— START Task input —
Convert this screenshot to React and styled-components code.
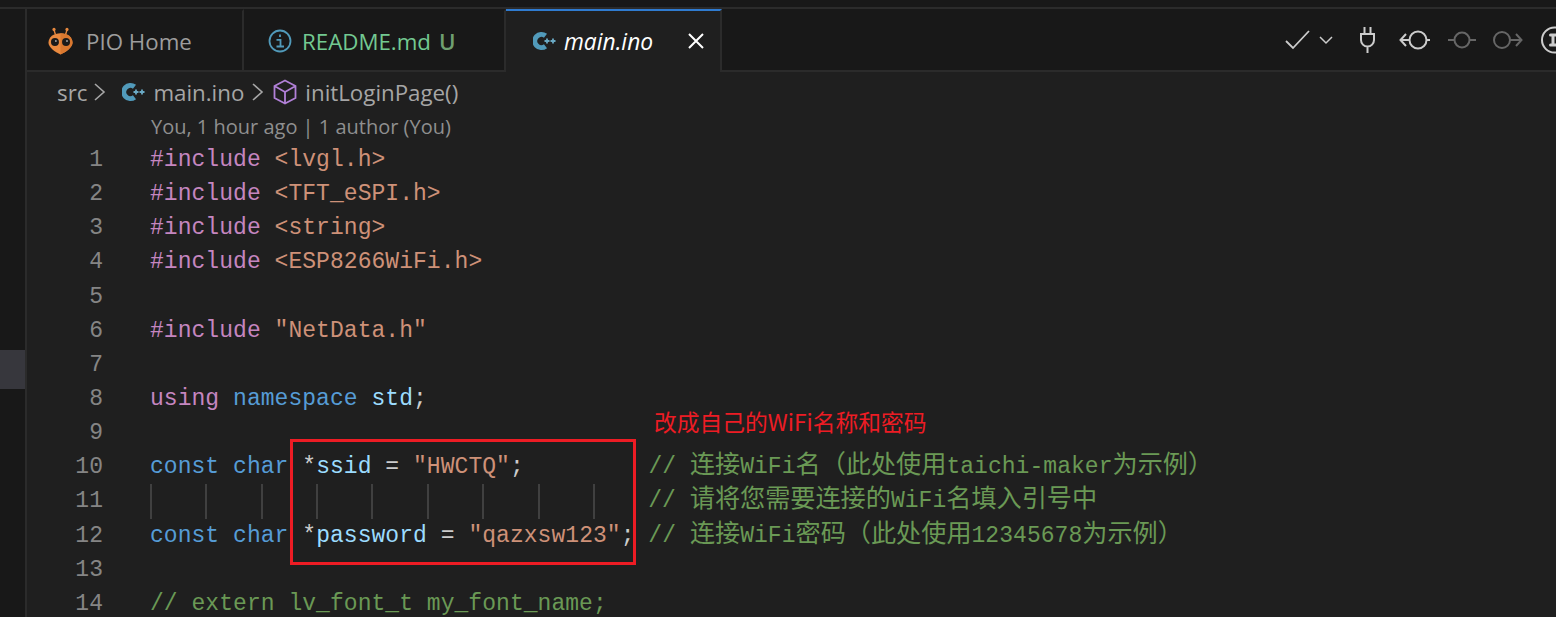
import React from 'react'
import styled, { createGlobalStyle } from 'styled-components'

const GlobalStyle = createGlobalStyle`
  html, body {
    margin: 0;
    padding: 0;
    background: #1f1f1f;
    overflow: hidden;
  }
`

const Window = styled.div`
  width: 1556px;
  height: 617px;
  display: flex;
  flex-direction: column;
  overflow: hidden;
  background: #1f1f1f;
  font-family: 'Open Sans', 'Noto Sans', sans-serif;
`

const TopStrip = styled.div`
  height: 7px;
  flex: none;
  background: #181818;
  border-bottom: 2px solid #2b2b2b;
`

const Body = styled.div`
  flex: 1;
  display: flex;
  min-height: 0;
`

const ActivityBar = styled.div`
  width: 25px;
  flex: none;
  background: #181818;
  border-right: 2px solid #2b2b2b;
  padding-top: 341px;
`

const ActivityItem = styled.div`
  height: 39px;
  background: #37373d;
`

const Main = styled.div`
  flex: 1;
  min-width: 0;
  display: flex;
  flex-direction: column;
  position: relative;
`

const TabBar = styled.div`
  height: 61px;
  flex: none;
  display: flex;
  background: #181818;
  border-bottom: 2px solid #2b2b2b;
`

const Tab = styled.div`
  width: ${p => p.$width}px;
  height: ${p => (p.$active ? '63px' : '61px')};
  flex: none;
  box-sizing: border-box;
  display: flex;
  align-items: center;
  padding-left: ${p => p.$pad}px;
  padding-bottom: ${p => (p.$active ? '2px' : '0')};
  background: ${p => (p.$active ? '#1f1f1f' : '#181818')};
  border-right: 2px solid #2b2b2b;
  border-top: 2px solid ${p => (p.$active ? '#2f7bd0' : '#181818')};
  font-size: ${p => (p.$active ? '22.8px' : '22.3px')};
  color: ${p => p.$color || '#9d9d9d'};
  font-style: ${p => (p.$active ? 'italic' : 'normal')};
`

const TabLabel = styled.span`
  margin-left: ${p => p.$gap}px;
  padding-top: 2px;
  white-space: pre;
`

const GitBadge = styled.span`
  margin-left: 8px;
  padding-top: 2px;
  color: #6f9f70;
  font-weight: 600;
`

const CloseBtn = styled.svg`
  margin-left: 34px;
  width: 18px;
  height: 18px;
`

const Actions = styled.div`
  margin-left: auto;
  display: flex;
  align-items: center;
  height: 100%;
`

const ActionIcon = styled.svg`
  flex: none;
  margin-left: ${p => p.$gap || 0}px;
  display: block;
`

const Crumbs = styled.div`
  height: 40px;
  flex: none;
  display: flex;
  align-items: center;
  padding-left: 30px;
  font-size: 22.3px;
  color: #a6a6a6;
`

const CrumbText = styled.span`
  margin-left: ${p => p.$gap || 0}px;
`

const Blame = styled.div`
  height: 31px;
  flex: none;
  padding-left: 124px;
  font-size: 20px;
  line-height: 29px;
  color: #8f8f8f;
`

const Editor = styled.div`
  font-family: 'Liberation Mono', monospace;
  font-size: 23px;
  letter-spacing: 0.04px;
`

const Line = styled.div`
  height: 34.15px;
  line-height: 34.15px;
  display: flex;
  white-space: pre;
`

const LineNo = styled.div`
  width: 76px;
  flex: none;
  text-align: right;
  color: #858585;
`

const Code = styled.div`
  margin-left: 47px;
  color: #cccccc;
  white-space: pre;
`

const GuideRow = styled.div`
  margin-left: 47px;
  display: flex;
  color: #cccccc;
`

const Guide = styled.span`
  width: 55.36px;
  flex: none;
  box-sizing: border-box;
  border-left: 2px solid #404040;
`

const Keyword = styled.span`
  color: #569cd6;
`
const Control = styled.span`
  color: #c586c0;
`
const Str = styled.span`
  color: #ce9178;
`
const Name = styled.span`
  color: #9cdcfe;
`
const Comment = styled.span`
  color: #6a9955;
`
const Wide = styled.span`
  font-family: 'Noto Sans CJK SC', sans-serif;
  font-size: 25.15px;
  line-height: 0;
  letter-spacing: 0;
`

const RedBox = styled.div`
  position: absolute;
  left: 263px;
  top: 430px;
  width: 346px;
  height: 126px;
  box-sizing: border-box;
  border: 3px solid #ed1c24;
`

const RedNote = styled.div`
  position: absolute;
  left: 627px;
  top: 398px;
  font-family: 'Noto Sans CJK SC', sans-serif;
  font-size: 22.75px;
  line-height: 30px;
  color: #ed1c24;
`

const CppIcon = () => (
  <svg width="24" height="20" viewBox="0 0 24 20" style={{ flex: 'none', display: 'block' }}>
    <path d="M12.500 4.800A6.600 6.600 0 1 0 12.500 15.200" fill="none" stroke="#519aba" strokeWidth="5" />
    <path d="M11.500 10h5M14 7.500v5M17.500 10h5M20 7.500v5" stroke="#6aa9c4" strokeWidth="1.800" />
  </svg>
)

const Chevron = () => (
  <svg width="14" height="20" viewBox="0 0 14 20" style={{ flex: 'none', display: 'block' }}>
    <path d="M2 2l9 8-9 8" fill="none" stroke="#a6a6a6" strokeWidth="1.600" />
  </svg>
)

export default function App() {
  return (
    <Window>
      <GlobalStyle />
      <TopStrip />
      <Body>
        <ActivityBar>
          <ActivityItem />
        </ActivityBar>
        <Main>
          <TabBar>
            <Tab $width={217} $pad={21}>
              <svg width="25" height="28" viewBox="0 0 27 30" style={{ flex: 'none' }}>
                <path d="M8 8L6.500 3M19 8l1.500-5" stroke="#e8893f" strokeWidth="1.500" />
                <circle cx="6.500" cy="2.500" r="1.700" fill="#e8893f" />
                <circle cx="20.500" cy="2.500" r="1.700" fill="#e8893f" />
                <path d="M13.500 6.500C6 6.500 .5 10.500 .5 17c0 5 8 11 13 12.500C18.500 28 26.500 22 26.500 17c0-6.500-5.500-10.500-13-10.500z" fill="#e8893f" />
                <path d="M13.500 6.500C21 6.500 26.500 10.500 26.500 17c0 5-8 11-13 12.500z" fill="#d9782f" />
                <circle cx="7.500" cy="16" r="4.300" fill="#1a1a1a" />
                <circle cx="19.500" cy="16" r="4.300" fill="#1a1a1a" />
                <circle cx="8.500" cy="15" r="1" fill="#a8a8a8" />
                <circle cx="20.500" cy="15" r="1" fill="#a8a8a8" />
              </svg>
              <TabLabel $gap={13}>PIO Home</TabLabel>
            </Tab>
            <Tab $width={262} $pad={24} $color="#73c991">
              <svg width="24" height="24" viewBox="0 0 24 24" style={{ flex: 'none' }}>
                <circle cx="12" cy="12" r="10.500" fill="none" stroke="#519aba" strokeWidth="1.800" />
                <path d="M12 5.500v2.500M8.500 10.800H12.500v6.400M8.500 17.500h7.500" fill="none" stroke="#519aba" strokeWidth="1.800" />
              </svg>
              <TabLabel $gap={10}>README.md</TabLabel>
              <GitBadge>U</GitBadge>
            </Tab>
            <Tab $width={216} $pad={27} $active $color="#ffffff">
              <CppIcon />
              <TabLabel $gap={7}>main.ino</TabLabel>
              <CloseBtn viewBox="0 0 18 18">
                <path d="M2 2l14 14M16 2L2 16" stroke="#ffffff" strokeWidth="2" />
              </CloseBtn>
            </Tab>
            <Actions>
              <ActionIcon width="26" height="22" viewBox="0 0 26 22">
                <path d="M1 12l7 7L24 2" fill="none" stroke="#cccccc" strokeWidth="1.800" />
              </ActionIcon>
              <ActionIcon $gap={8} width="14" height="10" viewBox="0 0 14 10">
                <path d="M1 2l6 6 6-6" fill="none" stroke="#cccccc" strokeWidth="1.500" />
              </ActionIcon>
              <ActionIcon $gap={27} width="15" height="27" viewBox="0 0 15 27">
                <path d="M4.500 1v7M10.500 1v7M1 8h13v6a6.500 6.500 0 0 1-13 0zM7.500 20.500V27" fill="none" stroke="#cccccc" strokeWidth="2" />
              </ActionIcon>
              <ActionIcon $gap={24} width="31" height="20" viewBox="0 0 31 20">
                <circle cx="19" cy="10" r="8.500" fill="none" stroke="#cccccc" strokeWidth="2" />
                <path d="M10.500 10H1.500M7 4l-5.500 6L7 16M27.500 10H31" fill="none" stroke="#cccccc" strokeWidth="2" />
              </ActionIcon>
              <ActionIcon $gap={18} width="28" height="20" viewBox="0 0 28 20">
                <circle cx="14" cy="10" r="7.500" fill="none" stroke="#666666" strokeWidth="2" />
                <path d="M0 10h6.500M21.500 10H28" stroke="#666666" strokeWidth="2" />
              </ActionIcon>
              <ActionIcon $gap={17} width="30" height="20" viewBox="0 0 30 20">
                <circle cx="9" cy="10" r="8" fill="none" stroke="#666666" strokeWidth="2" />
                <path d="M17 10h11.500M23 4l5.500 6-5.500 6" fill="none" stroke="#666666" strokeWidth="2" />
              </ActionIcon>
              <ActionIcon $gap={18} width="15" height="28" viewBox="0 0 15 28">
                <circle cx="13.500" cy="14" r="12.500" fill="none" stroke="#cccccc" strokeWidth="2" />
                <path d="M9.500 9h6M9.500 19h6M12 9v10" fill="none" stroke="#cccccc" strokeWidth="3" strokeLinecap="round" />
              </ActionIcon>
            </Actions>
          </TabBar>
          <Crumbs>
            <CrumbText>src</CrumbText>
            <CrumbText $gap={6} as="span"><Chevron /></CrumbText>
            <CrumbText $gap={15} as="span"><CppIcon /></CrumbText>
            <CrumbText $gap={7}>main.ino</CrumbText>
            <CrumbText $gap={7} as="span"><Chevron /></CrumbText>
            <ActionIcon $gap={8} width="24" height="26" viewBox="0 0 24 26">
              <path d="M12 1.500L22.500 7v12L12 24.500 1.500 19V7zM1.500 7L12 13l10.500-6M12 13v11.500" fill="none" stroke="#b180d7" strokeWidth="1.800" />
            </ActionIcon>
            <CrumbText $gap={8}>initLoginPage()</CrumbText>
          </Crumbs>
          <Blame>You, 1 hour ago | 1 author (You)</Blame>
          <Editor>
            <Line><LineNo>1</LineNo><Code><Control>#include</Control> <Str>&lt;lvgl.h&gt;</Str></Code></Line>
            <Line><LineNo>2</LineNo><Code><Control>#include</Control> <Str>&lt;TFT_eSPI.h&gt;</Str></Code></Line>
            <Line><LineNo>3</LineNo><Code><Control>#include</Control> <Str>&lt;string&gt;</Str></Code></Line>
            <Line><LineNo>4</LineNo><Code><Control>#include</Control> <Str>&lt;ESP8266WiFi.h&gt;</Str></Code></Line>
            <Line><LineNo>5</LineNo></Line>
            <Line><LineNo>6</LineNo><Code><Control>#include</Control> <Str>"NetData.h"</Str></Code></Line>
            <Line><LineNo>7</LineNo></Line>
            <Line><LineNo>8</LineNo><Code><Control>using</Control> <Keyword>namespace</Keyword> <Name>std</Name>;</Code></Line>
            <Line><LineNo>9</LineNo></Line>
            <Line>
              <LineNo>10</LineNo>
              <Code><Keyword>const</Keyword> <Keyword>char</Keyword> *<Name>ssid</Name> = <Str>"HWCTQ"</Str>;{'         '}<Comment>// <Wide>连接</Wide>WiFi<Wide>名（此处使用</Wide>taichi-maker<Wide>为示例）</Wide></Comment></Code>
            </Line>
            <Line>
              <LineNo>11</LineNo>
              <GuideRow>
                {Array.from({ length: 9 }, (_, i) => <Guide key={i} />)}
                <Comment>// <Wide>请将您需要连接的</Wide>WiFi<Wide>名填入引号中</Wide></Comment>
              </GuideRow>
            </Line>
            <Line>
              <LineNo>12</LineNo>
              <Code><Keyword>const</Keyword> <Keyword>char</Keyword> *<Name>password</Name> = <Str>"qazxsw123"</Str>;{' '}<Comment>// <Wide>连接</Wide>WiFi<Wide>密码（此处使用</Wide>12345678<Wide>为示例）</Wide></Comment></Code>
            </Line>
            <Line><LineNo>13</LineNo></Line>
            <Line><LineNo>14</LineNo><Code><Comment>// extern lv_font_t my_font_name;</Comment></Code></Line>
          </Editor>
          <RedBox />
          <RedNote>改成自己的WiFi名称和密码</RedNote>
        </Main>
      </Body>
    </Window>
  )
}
— END Task input —
— START Task input —
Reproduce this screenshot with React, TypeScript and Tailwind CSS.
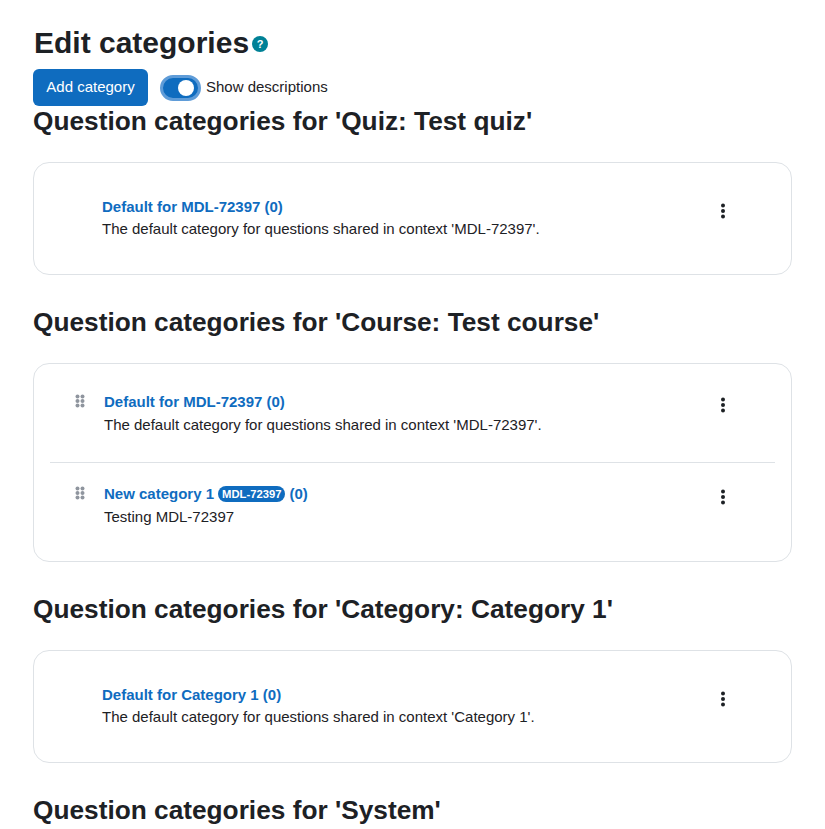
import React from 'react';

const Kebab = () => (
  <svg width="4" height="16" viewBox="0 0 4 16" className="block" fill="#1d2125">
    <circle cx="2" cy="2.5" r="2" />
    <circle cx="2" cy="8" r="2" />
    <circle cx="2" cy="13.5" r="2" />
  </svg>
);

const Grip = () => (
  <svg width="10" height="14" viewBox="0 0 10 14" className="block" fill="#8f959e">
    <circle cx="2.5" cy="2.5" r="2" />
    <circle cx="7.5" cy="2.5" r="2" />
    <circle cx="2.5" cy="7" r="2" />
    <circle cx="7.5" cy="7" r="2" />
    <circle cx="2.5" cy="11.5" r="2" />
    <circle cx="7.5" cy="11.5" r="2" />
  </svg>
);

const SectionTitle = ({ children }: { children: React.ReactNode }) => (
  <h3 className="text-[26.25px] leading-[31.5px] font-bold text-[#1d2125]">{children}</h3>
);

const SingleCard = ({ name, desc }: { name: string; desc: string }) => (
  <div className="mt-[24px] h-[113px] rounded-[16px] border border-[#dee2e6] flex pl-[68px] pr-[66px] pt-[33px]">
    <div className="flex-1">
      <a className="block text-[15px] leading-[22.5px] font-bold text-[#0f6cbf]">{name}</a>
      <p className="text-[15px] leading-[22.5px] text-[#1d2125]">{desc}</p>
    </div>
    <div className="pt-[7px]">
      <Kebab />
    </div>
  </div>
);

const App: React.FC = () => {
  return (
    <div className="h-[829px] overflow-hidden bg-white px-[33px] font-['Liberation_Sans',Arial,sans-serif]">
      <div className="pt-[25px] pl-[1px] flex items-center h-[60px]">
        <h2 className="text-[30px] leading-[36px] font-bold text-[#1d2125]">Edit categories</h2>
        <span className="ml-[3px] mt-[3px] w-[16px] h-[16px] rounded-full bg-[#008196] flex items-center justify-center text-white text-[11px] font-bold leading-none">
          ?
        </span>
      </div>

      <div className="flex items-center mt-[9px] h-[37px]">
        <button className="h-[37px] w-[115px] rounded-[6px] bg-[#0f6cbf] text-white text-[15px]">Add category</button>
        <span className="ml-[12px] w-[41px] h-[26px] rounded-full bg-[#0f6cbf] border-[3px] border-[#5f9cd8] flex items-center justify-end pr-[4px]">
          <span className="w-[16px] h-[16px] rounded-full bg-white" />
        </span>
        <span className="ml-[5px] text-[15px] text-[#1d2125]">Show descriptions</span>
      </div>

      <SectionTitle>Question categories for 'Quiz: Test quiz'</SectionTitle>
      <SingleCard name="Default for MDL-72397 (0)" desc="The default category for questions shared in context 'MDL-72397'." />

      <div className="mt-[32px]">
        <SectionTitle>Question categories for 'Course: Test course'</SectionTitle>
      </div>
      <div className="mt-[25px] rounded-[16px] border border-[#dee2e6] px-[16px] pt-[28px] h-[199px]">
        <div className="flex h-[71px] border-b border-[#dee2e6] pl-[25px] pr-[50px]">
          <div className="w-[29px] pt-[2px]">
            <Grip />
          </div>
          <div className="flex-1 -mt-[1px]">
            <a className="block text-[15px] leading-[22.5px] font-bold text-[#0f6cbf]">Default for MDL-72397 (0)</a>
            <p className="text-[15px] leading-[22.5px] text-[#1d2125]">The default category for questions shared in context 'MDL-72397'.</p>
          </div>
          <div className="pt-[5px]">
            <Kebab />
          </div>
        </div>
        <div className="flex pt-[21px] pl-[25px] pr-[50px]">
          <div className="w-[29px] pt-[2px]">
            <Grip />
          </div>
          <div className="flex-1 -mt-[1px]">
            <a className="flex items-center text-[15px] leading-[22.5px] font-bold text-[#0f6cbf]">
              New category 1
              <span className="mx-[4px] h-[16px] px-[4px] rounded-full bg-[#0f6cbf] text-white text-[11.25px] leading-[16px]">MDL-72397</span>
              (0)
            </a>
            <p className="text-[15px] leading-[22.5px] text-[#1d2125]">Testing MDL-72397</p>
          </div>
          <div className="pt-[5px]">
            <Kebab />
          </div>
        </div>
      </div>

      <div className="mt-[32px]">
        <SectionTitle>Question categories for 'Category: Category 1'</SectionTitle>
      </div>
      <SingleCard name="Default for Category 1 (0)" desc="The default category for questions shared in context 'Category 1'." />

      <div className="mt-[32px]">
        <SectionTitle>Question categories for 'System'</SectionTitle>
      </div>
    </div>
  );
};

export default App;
— END Task input —
— START Task input —
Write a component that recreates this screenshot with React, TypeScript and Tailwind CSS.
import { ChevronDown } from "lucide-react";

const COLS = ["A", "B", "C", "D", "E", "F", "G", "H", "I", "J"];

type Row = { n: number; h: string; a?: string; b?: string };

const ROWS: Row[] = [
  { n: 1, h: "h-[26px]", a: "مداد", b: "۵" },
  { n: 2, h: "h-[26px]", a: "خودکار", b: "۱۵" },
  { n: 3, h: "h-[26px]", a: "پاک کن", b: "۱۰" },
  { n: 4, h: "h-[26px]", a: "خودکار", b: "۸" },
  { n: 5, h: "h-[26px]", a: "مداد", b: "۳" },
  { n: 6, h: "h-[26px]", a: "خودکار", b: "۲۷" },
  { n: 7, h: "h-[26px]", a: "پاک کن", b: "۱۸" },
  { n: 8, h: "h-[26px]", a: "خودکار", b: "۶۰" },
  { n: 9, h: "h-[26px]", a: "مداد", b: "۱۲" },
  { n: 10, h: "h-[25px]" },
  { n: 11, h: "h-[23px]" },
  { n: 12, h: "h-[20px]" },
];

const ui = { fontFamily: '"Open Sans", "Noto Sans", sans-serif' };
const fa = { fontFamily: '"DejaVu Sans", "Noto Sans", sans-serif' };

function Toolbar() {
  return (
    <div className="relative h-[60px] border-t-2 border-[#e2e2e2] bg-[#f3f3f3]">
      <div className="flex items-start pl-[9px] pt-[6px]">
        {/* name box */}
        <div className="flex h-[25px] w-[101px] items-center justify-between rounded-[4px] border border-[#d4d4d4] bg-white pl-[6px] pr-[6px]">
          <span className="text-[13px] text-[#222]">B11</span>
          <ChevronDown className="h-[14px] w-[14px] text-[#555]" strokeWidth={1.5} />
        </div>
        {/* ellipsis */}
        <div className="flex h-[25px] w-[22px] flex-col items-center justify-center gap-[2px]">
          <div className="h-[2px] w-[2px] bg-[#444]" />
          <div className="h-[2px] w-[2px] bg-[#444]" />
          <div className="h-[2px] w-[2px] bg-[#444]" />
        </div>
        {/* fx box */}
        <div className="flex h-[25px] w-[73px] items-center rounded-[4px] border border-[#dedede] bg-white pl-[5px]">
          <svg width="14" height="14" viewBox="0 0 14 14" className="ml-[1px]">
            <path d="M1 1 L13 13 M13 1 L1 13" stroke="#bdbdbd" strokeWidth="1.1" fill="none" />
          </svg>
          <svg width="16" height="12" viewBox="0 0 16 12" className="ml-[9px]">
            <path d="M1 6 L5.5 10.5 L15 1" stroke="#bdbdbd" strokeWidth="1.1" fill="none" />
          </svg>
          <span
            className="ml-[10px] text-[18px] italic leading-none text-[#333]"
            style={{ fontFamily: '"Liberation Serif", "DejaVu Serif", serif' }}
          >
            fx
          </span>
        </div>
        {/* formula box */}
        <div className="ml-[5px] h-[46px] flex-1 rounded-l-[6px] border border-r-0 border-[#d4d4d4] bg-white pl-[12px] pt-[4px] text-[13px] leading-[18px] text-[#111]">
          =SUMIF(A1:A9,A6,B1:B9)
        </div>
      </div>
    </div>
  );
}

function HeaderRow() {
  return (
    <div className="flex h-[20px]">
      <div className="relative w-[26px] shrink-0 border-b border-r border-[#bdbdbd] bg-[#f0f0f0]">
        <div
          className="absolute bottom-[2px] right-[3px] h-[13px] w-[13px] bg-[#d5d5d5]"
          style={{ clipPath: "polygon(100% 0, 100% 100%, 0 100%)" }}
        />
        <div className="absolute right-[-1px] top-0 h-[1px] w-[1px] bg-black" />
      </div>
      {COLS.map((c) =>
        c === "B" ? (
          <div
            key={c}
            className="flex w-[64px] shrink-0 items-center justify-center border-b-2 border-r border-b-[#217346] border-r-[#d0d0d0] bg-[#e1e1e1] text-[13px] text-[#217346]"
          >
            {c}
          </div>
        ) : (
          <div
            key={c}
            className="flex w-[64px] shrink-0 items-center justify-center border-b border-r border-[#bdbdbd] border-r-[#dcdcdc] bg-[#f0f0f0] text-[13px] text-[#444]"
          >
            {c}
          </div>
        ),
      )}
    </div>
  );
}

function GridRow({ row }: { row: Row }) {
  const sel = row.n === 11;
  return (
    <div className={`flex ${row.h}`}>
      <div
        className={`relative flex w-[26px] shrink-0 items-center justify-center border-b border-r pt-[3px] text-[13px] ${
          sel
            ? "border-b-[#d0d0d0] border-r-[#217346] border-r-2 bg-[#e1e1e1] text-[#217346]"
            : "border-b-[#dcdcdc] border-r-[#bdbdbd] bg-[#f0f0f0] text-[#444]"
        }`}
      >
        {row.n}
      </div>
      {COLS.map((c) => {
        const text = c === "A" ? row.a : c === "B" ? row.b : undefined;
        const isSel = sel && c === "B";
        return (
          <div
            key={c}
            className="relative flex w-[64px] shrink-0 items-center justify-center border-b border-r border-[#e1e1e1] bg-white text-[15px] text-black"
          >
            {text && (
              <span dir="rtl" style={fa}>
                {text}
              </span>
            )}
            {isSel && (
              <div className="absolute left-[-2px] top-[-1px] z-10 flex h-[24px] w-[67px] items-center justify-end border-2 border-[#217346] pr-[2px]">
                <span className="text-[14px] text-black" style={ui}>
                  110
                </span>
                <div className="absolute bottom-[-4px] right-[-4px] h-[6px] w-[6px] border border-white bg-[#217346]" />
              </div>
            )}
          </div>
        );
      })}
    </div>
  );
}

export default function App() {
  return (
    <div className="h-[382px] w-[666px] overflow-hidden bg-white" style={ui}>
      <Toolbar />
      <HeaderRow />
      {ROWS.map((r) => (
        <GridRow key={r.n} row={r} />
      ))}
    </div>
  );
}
— END Task input —
To be done :: Pick out, from the lines above, every one that contains the string "screenshot".

Written solution ::
Convert this screenshot to React and styled-components code.
Reproduce this screenshot with React, TypeScript and Tailwind CSS.
Write a component that recreates this screenshot with React, TypeScript and Tailwind CSS.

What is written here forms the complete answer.